Valeriu Zgonea, the speaker of the Chamber of Deputies, has today announced he has approved a request coming from the committee to discuss “the problem which has arisen in Romania concerning Swiss francs loans taken by individuals”.

The meeting tomorrow will be attended by representatives of Romania’s National Bank, the Romanian Banks Association and the National Association for the Consumers’ Protection and other associations, the head of the committee explained.

As the debate on the Swiss franc’s sudden appreciation flares up, the liberals (President Klaus Iohannis’s party) has today called for an emergency meeting of the Romanian Parliament to pass a draft law on personal bankruptcy. The bill was submitted by a number of 151 lawmakers, most of them belonging to the social-democrat party (PM Victor Ponta’s party).

The draft law, which was tacitly approved by the Romanian Senate, says debtors can ask themselves for insolvency under certain circumstances, but such a request can also be submitted by creditors. The text suspends all the foreclosures and forbids a bank to apply penalties to a faulty client. But the bill further says a person who is declared insolvent has to report all the expenses to a judiciary administrator who can veto transactions and the manner the income of the debtor is spent.

As the debate continues, state news wire Agerpres discloses, citing official sources, that the National Bank and the Ministry of Finances last week considered several options to help Romanians who got bank loans in Swiss francs.
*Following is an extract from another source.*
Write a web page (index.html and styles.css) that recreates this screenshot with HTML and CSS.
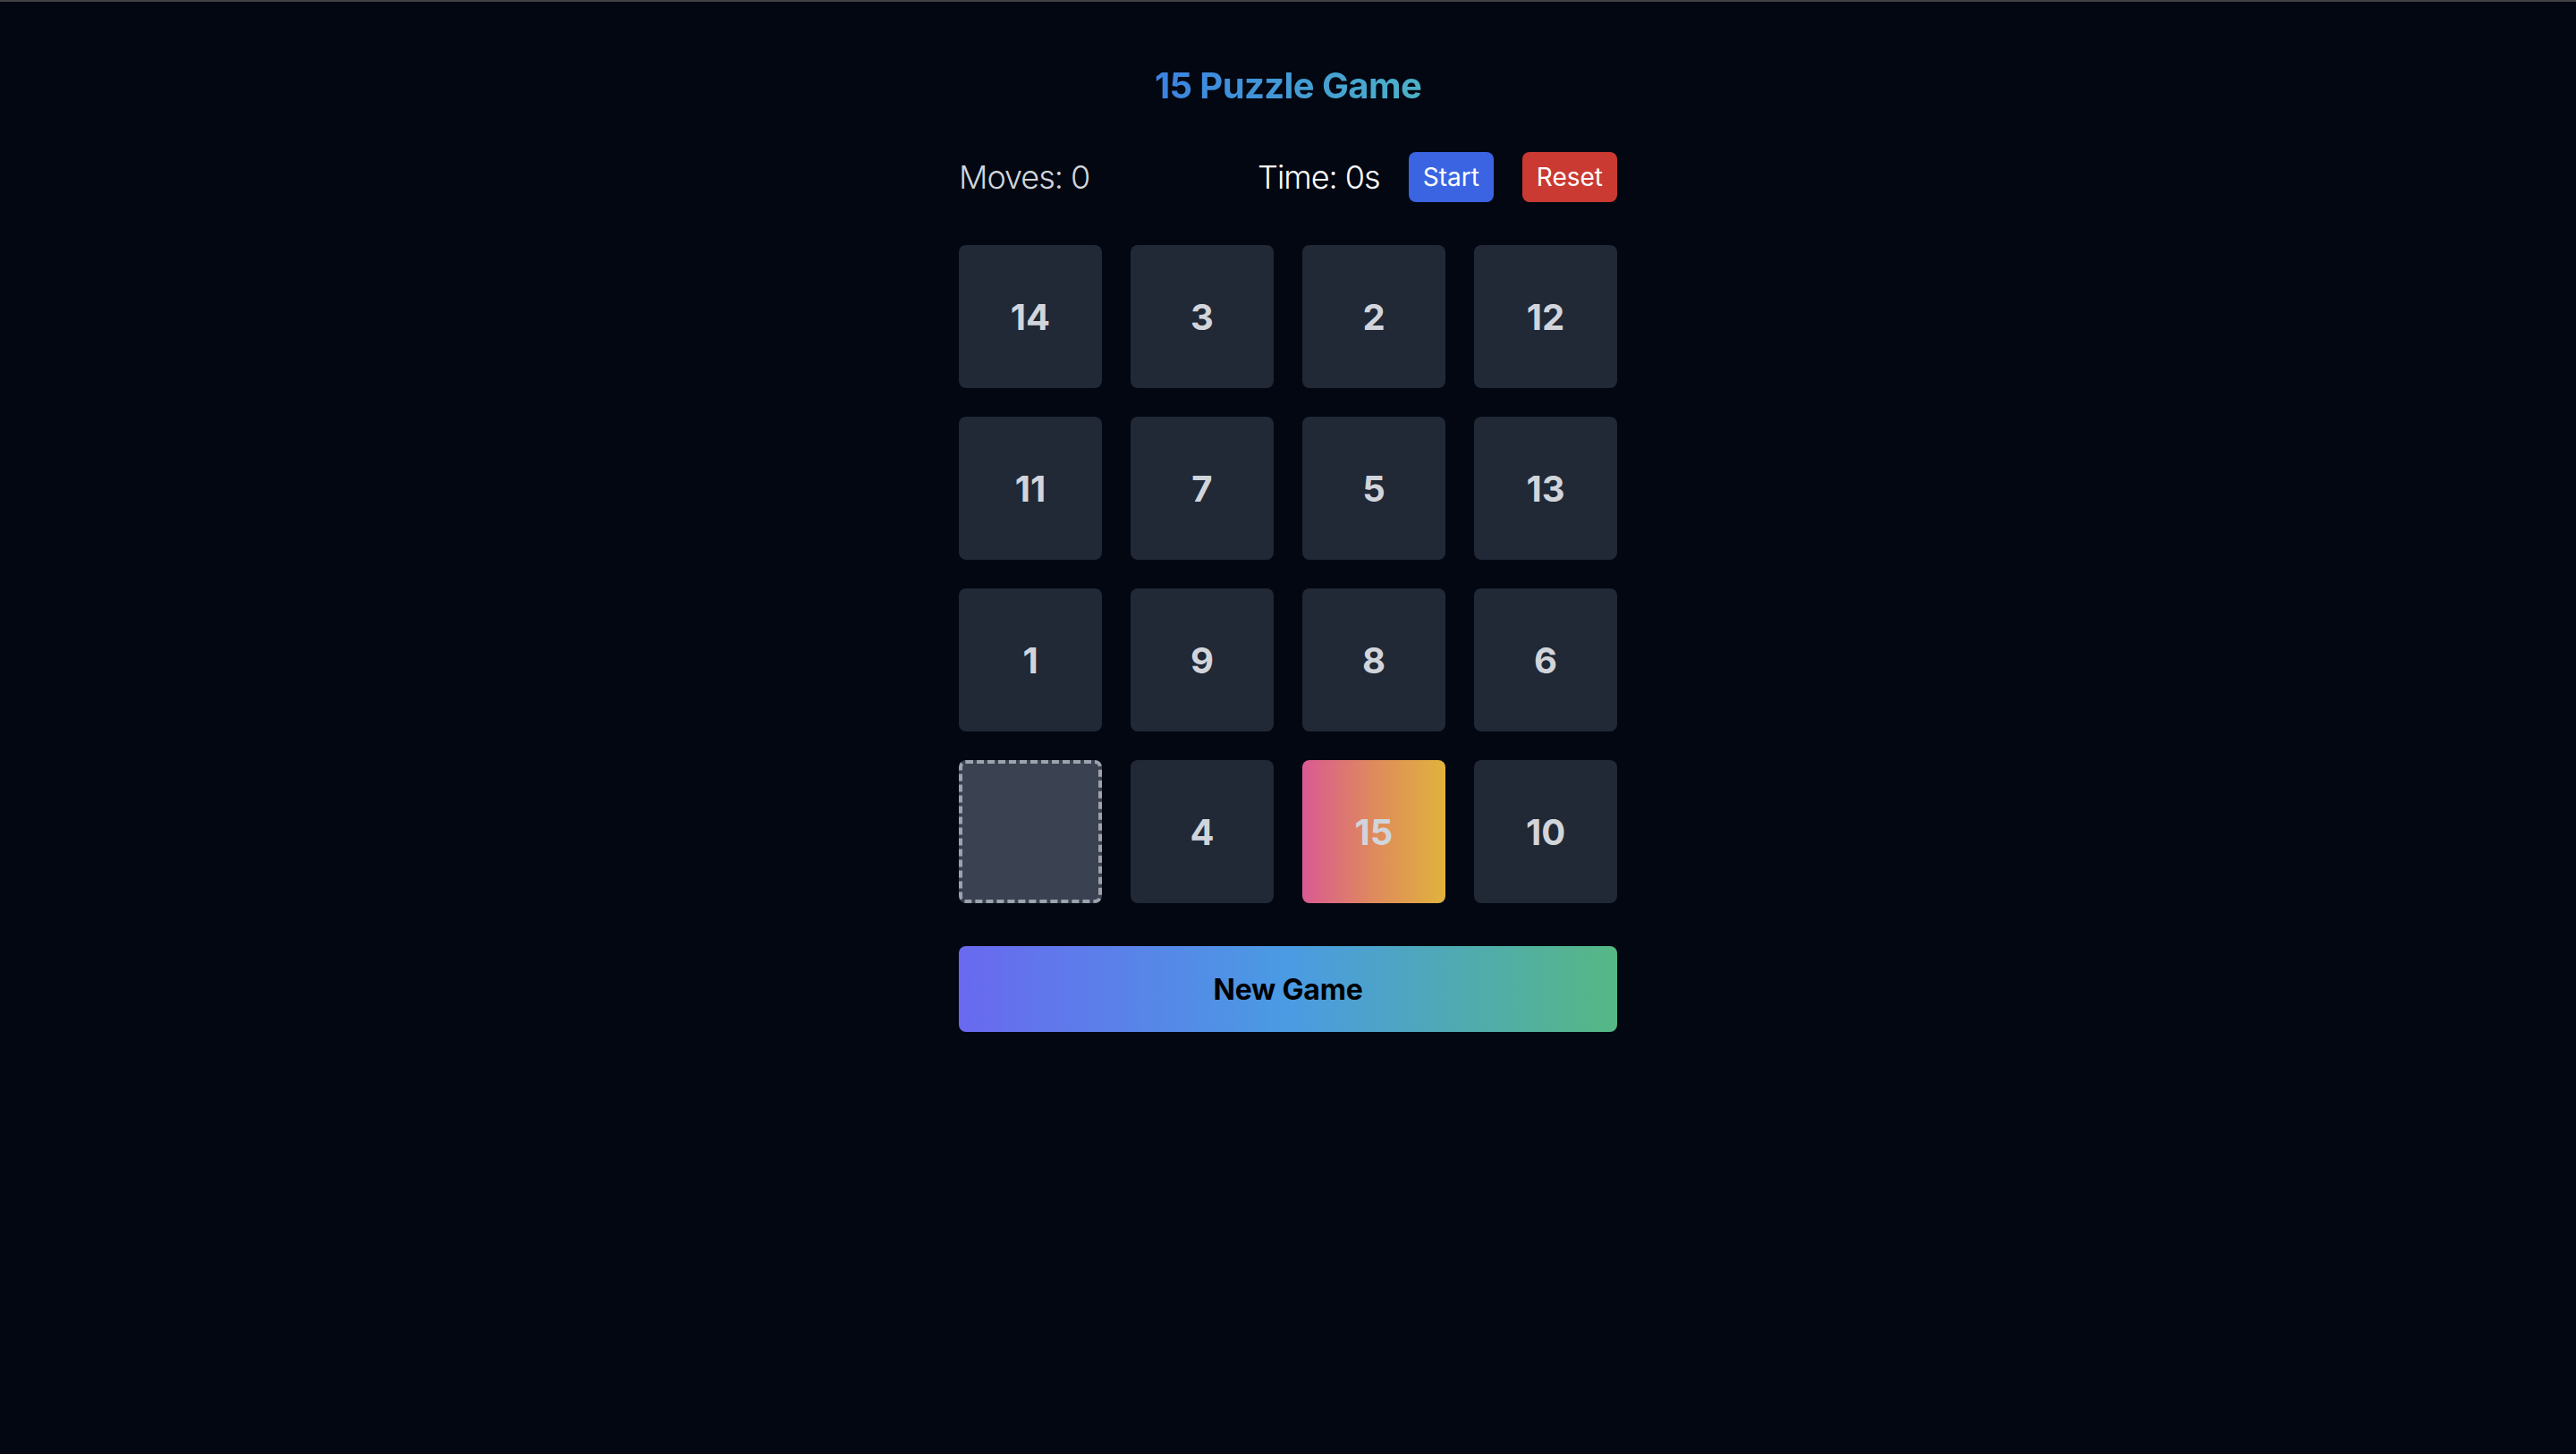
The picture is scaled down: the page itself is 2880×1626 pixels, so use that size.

Among them are amending an emergency decree on restructuring loans by expanding the income limit from 2,200 to 2,500 lei (for those who can ask for such a restructuring and the installment reduction percentage from 35 to 50 %. The measures were discussed after PM Ponta instructed the Finance minister Darius Valcov to consider options amid the Swiss francs crisis.

About 75,400 Romanians got bank loans in Swiss francs, 90 per cent of these credits having been given by only six banks. Reacting to the debate, an adviser to the National Bank’s governor Mugur Isarescu said the Swiss franc’s sudden appreciation has a little impact on the Romanian interbank market since only 4.5 % of the loans are in Swiss francs and only 3.8 % of these are taken by individuals.